■ RECORDS FOR THIS TASK:
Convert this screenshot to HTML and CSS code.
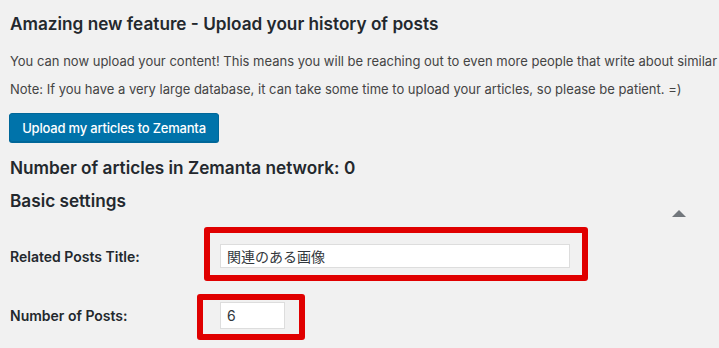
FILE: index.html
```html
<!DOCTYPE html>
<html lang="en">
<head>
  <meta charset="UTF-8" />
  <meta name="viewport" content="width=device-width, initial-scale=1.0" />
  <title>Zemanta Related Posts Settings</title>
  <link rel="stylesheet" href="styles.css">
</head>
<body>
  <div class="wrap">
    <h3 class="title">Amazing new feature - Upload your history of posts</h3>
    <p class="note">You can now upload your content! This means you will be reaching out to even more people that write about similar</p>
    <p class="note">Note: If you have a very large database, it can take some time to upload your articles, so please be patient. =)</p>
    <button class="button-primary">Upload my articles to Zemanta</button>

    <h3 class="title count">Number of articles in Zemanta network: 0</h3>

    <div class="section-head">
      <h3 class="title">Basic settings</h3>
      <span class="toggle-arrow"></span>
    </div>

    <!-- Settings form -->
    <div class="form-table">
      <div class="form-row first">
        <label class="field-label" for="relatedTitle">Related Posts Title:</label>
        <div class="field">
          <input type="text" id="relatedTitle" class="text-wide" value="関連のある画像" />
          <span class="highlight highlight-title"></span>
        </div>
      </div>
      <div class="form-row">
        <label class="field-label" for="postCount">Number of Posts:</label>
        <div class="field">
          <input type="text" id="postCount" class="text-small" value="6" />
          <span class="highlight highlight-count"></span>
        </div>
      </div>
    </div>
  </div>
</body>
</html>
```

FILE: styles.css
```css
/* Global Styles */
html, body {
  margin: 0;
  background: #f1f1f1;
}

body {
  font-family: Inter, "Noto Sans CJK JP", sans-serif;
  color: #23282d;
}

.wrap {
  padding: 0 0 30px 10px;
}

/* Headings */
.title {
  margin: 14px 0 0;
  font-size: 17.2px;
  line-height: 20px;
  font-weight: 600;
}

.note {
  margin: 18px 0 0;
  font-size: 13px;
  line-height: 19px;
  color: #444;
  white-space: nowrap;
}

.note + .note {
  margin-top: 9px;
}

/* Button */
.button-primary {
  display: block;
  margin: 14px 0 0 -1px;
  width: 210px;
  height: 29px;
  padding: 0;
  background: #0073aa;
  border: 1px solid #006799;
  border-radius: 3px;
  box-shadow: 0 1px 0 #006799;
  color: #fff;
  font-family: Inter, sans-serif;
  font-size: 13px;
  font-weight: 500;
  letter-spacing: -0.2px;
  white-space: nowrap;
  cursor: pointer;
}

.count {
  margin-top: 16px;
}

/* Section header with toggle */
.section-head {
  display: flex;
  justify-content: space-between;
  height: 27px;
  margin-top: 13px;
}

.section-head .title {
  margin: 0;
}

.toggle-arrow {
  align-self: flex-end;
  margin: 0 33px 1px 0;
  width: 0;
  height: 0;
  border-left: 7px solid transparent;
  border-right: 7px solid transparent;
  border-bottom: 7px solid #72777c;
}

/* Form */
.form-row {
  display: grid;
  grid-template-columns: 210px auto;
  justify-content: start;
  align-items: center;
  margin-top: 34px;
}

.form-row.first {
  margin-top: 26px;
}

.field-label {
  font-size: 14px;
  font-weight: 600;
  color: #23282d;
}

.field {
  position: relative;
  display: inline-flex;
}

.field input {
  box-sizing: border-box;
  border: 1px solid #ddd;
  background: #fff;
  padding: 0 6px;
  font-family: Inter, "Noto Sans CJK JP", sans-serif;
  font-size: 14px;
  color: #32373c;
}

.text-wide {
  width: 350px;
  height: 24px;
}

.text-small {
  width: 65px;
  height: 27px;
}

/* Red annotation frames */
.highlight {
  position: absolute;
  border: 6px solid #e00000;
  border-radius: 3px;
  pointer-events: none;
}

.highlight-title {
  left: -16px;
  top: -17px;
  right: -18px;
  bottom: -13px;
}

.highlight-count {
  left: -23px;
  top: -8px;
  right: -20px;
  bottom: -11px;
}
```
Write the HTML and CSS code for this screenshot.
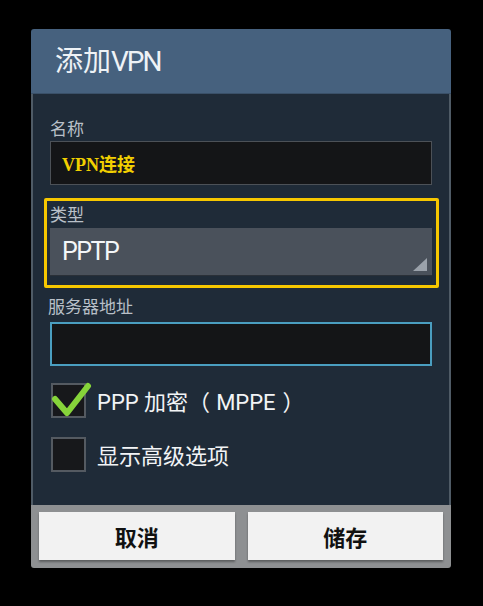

■ BRIEF:
Transcribe the whole listing, character for character, but not its images.

■ WORKED ANSWER:
Convert this screenshot to HTML and CSS code.
FILE: index.html
```html
<!DOCTYPE html>
<html lang="en">
<head>
  <meta charset="UTF-8" />
  <meta name="viewport" content="width=device-width, initial-scale=1.0" />
  <title>Zemanta Related Posts Settings</title>
  <link rel="stylesheet" href="styles.css">
</head>
<body>
  <div class="wrap">
    <h3 class="title">Amazing new feature - Upload your history of posts</h3>
    <p class="note">You can now upload your content! This means you will be reaching out to even more people that write about similar</p>
    <p class="note">Note: If you have a very large database, it can take some time to upload your articles, so please be patient. =)</p>
    <button class="button-primary">Upload my articles to Zemanta</button>

    <h3 class="title count">Number of articles in Zemanta network: 0</h3>

    <div class="section-head">
      <h3 class="title">Basic settings</h3>
      <span class="toggle-arrow"></span>
    </div>

    <!-- Settings form -->
    <div class="form-table">
      <div class="form-row first">
        <label class="field-label" for="relatedTitle">Related Posts Title:</label>
        <div class="field">
          <input type="text" id="relatedTitle" class="text-wide" value="関連のある画像" />
          <span class="highlight highlight-title"></span>
        </div>
      </div>
      <div class="form-row">
        <label class="field-label" for="postCount">Number of Posts:</label>
        <div class="field">
          <input type="text" id="postCount" class="text-small" value="6" />
          <span class="highlight highlight-count"></span>
        </div>
      </div>
    </div>
  </div>
</body>
</html>
```

FILE: styles.css
```css
/* Global Styles */
html, body {
  margin: 0;
  background: #f1f1f1;
}

body {
  font-family: Inter, "Noto Sans CJK JP", sans-serif;
  color: #23282d;
}

.wrap {
  padding: 0 0 30px 10px;
}

/* Headings */
.title {
  margin: 14px 0 0;
  font-size: 17.2px;
  line-height: 20px;
  font-weight: 600;
}

.note {
  margin: 18px 0 0;
  font-size: 13px;
  line-height: 19px;
  color: #444;
  white-space: nowrap;
}

.note + .note {
  margin-top: 9px;
}

/* Button */
.button-primary {
  display: block;
  margin: 14px 0 0 -1px;
  width: 210px;
  height: 29px;
  padding: 0;
  background: #0073aa;
  border: 1px solid #006799;
  border-radius: 3px;
  box-shadow: 0 1px 0 #006799;
  color: #fff;
  font-family: Inter, sans-serif;
  font-size: 13px;
  font-weight: 500;
  letter-spacing: -0.2px;
  white-space: nowrap;
  cursor: pointer;
}

.count {
  margin-top: 16px;
}

/* Section header with toggle */
.section-head {
  display: flex;
  justify-content: space-between;
  height: 27px;
  margin-top: 13px;
}

.section-head .title {
  margin: 0;
}

.toggle-arrow {
  align-self: flex-end;
  margin: 0 33px 1px 0;
  width: 0;
  height: 0;
  border-left: 7px solid transparent;
  border-right: 7px solid transparent;
  border-bottom: 7px solid #72777c;
}

/* Form */
.form-row {
  display: grid;
  grid-template-columns: 210px auto;
  justify-content: start;
  align-items: center;
  margin-top: 34px;
}

.form-row.first {
  margin-top: 26px;
}

.field-label {
  font-size: 14px;
  font-weight: 600;
  color: #23282d;
}

.field {
  position: relative;
  display: inline-flex;
}

.field input {
  box-sizing: border-box;
  border: 1px solid #ddd;
  background: #fff;
  padding: 0 6px;
  font-family: Inter, "Noto Sans CJK JP", sans-serif;
  font-size: 14px;
  color: #32373c;
}

.text-wide {
  width: 350px;
  height: 24px;
}

.text-small {
  width: 65px;
  height: 27px;
}

/* Red annotation frames */
.highlight {
  position: absolute;
  border: 6px solid #e00000;
  border-radius: 3px;
  pointer-events: none;
}

.highlight-title {
  left: -16px;
  top: -17px;
  right: -18px;
  bottom: -13px;
}

.highlight-count {
  left: -23px;
  top: -8px;
  right: -20px;
  bottom: -11px;
}
```
Write the HTML and CSS code for this screenshot.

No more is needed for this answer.